Our runs in July were all disappointing. We were actually able to make four passes and they were all off the record by quite a bit. Adjusting the timing? Well, we found out where it shouldn't be, that's for sure.
Heading up for Sept. Dave went thru my bike and re-set the timing back to factory and he adjusted the valves. The first run was not so great. It popped out of first gear right after leaving the line and wouldn't go into second. I finally got it into third, went back to first and shifted thru. With all that time spent looking for gears, I still managed a 98.8 run.
Right before my second pass, I went to "dry" shift into first, I was haunted by the lousy first run. The shifter was "stuck", wouldn't move. Dave gave it a much harder yank and we see small bits fall to the ground. It was the seal that was put on my motor in June. It had wedged itself between the carb and shifter. I left the line on my second pass feeling somewhat redeemed and shifted clean.
Now, I can't really tell if I'm running 80mph or 105mph when I'm on the course. I knew when I went to slow down that my run had been faster, but instead of looking at my speedo, I waited to see the look on Dave's face when he came to get me. Yep, he was smiling alright.
103.985mph....and no tailwind!
Our hi-tech plan for October? I'm going to try to lose 5 pounds, we're out of other options for now.
Oct. and Nov. 2009
Our plans didn't work so well in October. I made two runs, nothing great to report in speeds, but I can report I've managed to drop over ten pounds.

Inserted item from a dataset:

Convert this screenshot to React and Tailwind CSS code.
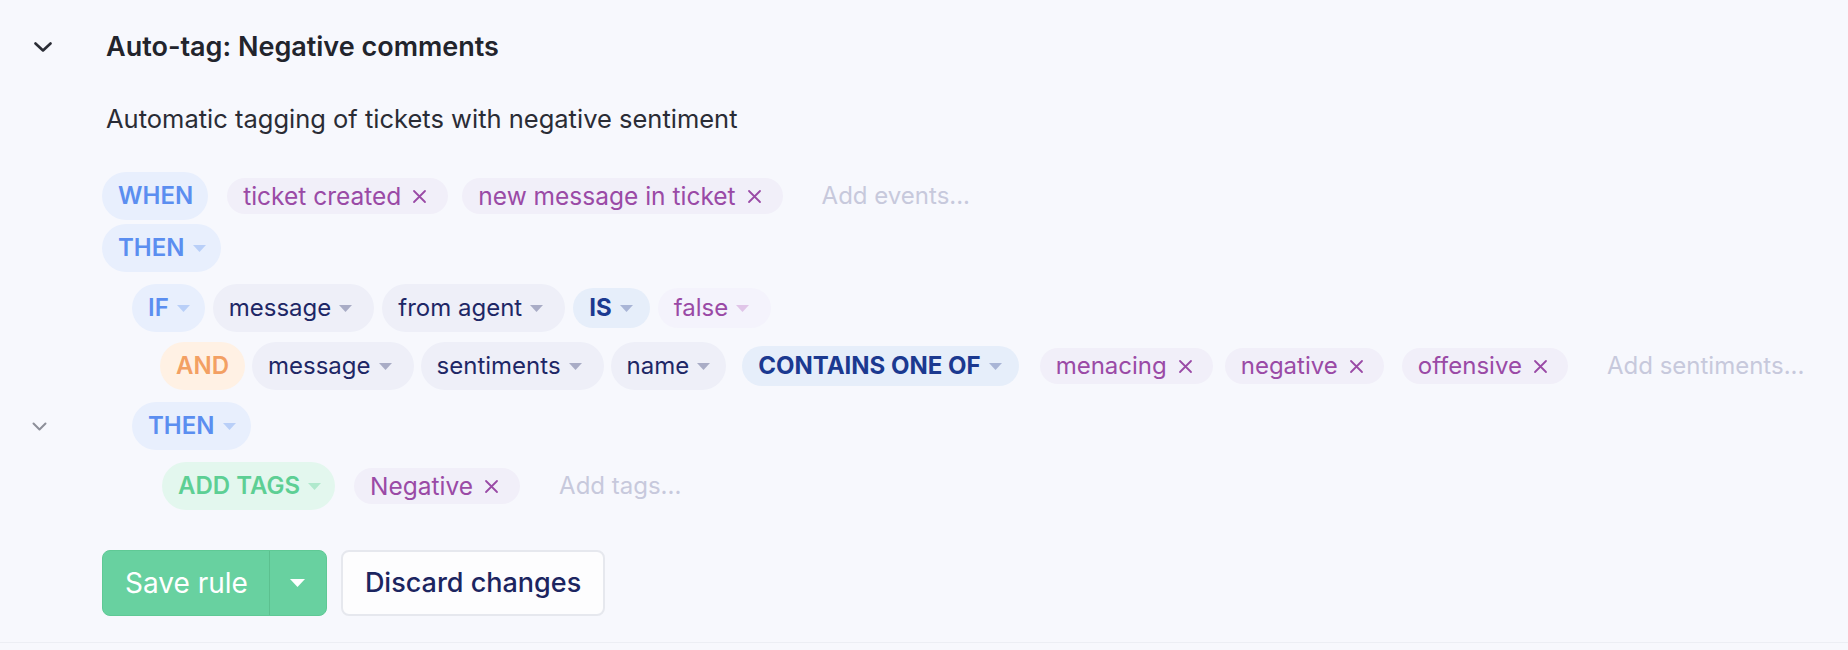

The November meet started out on a sour note with me pulling off the course on my first run. Chasing problems for the next several hours we finally found out the battery had lost it's charge. I know, check the simple things first. It charged up in about thirty minutes and I got back in line with little time to spare, the race was going to stop at 3pm to allow volunteers to move the course for Sunday's runs. I made it to the front of the line in time and laid down a nice run of 106.001. Again, I had the tailwind on my side! A very nice way to end the season.